If the knot t is to the left of x, the hinge relu (x - t) equals x - t.

source

theorem NN.MLTheory.Proofs.UniversalApproximation.relu_sub_eq_zero_of_le {x t : ℝ} (h : x ≤ t) :

relu (x - t) = 0

If x is to the left of the knot t, the hinge relu (x - t) is zero.

source

def NN.MLTheory.Proofs.UniversalApproximation.extractScalarOutput (t : Spec.Tensor ℝ (Spec.Shape.dim 1 Spec.Shape.scalar)) :

ℝ

Extract scalar from a length-1 tensor.

Instances For

source

noncomputable def NN.MLTheory.Proofs.UniversalApproximation.mlpEval1d (hidDim : ℕ) (l1 : Spec.LinearSpec ℝ 1 hidDim) (l2 : Spec.LinearSpec ℝ hidDim 1) (x : ℝ) :

ℝ

Evaluate a 2-layer ReLU MLP on a scalar input.

Instances For

source

theorem NN.MLTheory.Proofs.UniversalApproximation.mlp_forward_eq_linear_relu_linear {hidDim : ℕ} (l1 : Spec.LinearSpec ℝ 1 hidDim) (l2 : Spec.LinearSpec ℝ hidDim 1) (x : Spec.Tensor ℝ (Spec.Shape.dim 1 Spec.Shape.scalar)) :

Examples.mlpForward l1 l2 x = have z1 := Spec.linearSpec l1 x; have a1 := Activation.reluSpec z1; Spec.linearSpec l2 a1

TorchLean's MLP forward pass is exactly linear ∘ relu ∘ linear.

source

theorem NN.MLTheory.Proofs.UniversalApproximation.foldl_add_init {α : Type} (l : List α) (f : α → ℝ) (a : ℝ) :

List.foldl (fun (acc : ℝ) (x : α) => acc + f x) a l = a + List.foldl (fun (acc : ℝ) (x : α) => acc + f x) 0 l

Move a scalar initial accumulator out of a left fold that only adds terms.

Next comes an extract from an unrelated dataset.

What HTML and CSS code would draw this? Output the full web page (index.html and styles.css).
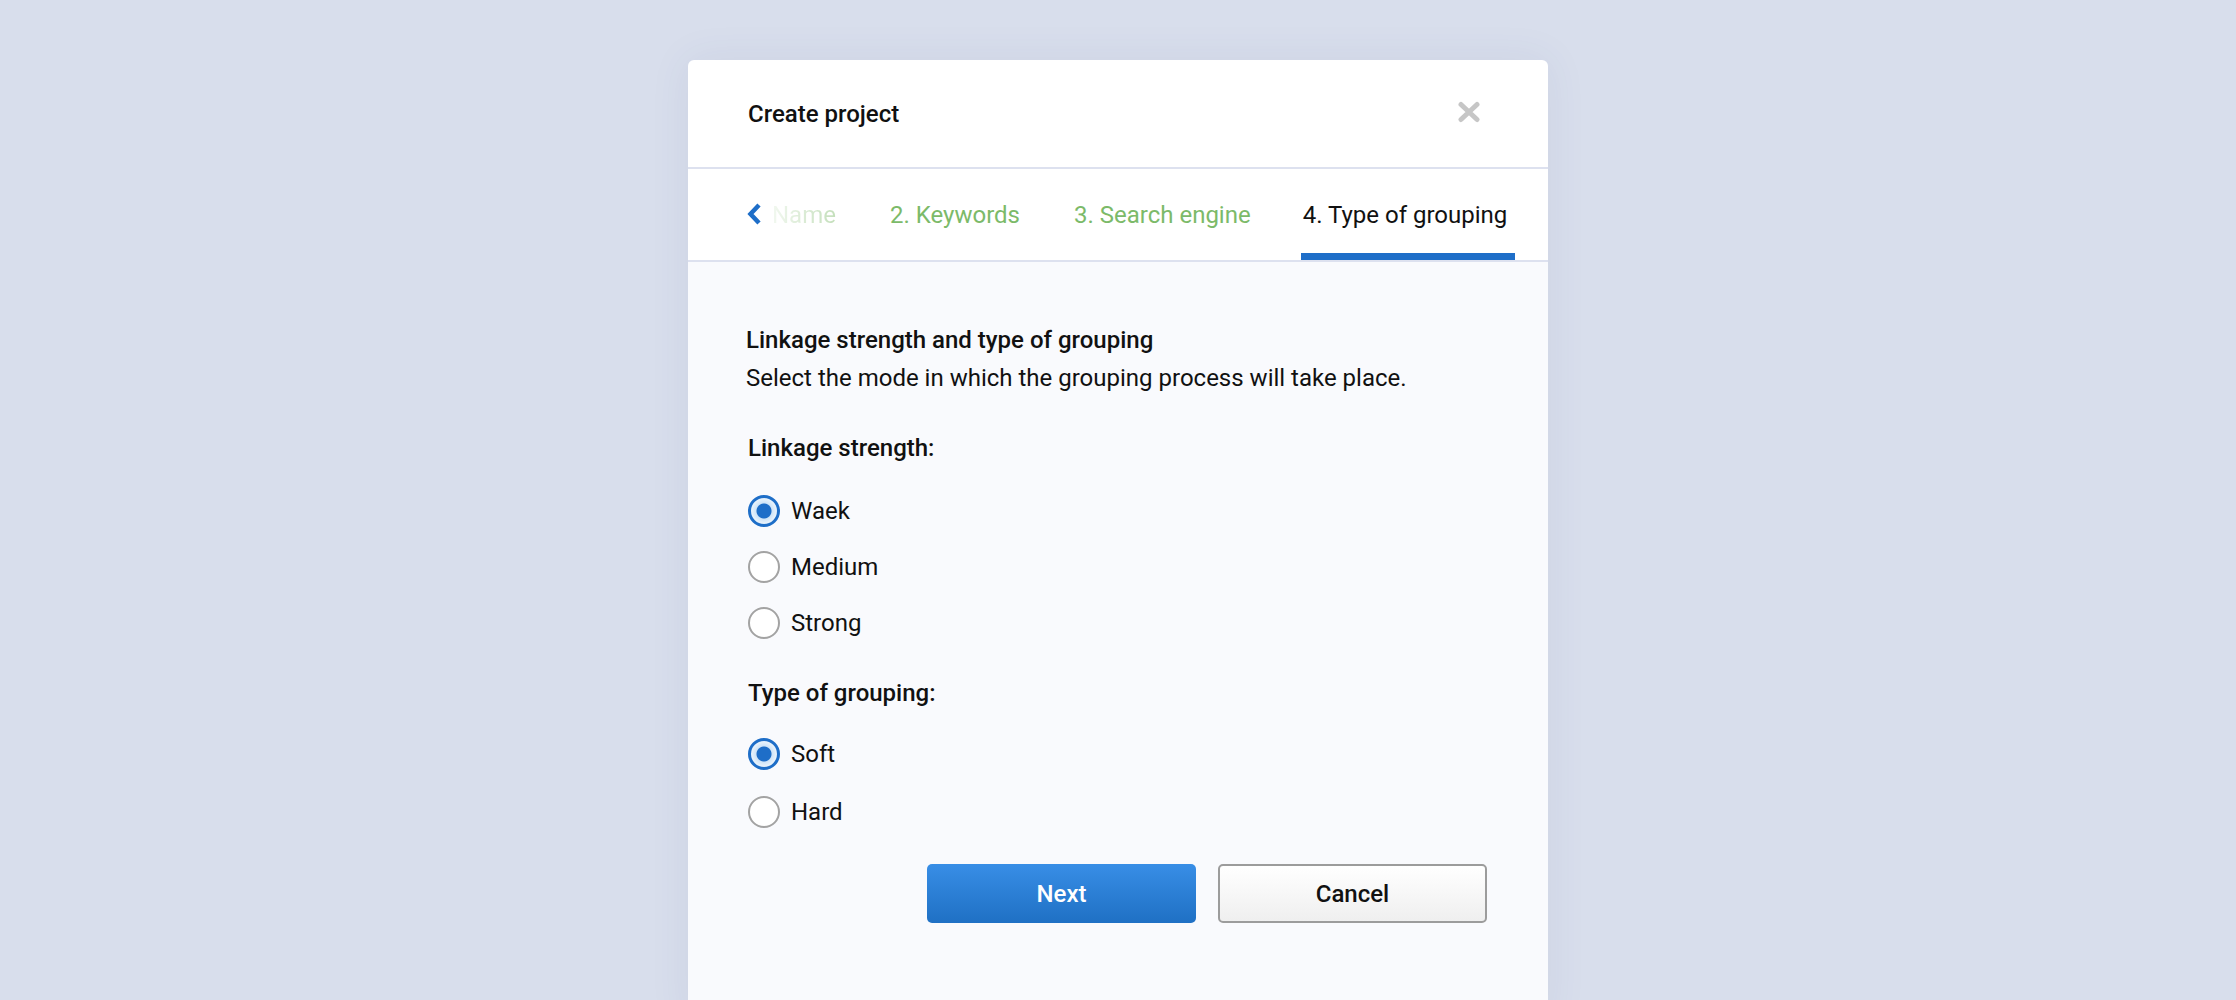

This is bookkeeping for converting TorchLean's list-fold tensor semantics into Mathlib finite sums.

source

theorem NN.MLTheory.Proofs.UniversalApproximation.finRange_foldl_add (n : ℕ) (f : Fin n → ℝ) :

List.foldl (fun (acc : ℝ) (i : Fin n) => acc + f i) 0 (List.finRange n) = ∑ i : Fin n, f i

Convert the List.finRange fold used in matVecMulSpec into a Finset.univ sum.

source

theorem NN.MLTheory.Proofs.UniversalApproximation.vectorN_eq_dim {α : Type} [Zero α] (n : ℕ) (f : Fin n → α) :

Spec.vectorN n f = Spec.Tensor.dim fun (i : Fin n) => Spec.Tensor.scalar (f i)

vectorN is the dependent-tensor vector constructor expanded pointwise.

source

noncomputable def NN.MLTheory.Proofs.UniversalApproximation.hingeLayer1 (n : ℕ) (t : Fin n → ℝ) :

Spec.LinearSpec ℝ 1 n

First real hinge layer: hidden unit i computes x - tᵢ before ReLU.

Instances For

source

noncomputable def NN.MLTheory.Proofs.UniversalApproximation.hingeLayer2 (n : ℕ) (c : Fin n → ℝ) (b : ℝ) :

Spec.LinearSpec ℝ n 1

Second real hinge layer: sum hidden activations with coefficients cᵢ and bias b.

Instances For

source

noncomputable def NN.MLTheory.Proofs.UniversalApproximation.hingeFun (n : ℕ) (t c : Fin n → ℝ) (b x : ℝ) :

ℝ

Real hinge network b + Σᵢ cᵢ ReLU(x - tᵢ).

Instances For

source

theorem NN.MLTheory.Proofs.UniversalApproximation.finRange_foldl_add_scalar (n : ℕ) (f : Fin n → ℝ) :

List.foldl (fun (acc : Spec.Tensor ℝ Spec.Shape.scalar) (k : Fin n) => match acc with | Spec.Tensor.scalar s => Spec.Tensor.scalar (s + f k)) (Spec.Tensor.scalar 0) (List.finRange n) = Spec.Tensor.scalar (∑ k : Fin n, f k)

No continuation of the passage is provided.